У нас в обществе есть настолько разные социальные слои, которые как будто из разных вселенных, они не пересекаются. 

По опросу мы видим, что если человек — преступник (даже мелкий грабитель) или сам ведет себя агрессивно (даже если это вина психического заболевания), то насилие применять нужно. Как вы думаете, можно ли как-то изменить этот нарратив в сторону более гуманного? 

Повышать уровень осведомленности. Рассказывать, как профессионально и правильно работать в той или иной ситуации. Люди же поддерживают насилие не потому, что они кровожадные, а потому что они считают, что это эффективный способ обеспечения безопасности. Из благостных стремлений к общему благополучию люди готовы поддержать такие методы. Соответственно, им нужно подсказать, как это можно сделать современными гуманными способами. Такая работа ведется правозащитными организациями. Но вы же понимаете, что если бы правозащитные организации имели такой же охват и ресурс как федеральные каналы, то мы видели бы совсем другую картину. 

У правозащитных организаций есть возможность распространять ценности прав человека через те медиа, которые готовы об этом писать. А очень многие такие медиа сами находятся в ситуации изгнания и преследования. 

А война как-то повлияла на отношение россиян к пыткам?

Война повлияла так, что среди цифровой аудитории появилось высокое неприятие насилия, а среди телефонной — наоборот, возгонка  этого насилия и отрицательное опривычивание этого насилия, как способа решения проблемы. Потому что люди воспринимают его  как нечто, что привычно существует, и у тебя просто притупляется восприятие этого. 
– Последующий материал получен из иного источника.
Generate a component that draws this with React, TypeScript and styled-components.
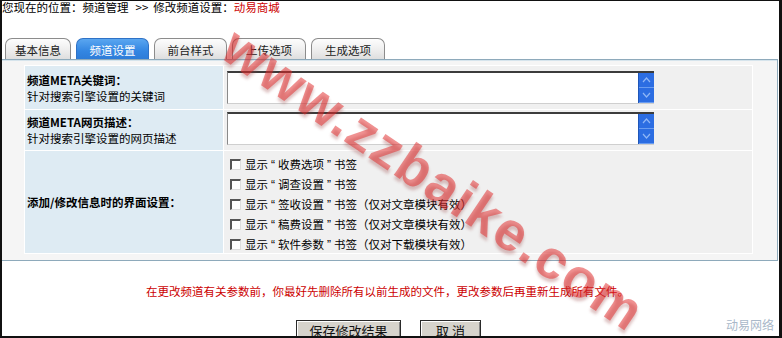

А вы расширяете круг вопросов и тем в своем исследовании? Если да, то какие вопросы были добавлены в этом году? 

Каждую волну мы что-то добавляем к основному блоку, который не меняется. В этом году мы спросили про применение “умеренного физического воздействия” по отношению к тем, кого подозревают в терроризме. И увидели, что 69% опрошенных онлайн и 32 % по телефонам ответили, что   не согласны к применению физического воздействия при допросах подозреваемых в терроризме. 

А также мы спрсоили про восприятие виджилантизма, то есть когда полицейские функции берут на себя граждане. 

Это говорит о двух вещах: с одной стороны, насилие видится как эффективный и справедливый метод, с другой, в России до сих пор жива, устойчива и крепка священная корова общественной безопасности. Для достижения этой цели люди готовы дать индульгенцию на разрушение монополии на насилие, которая принадлежит и должна принадлежать государству, и на абсолютно варварские методы.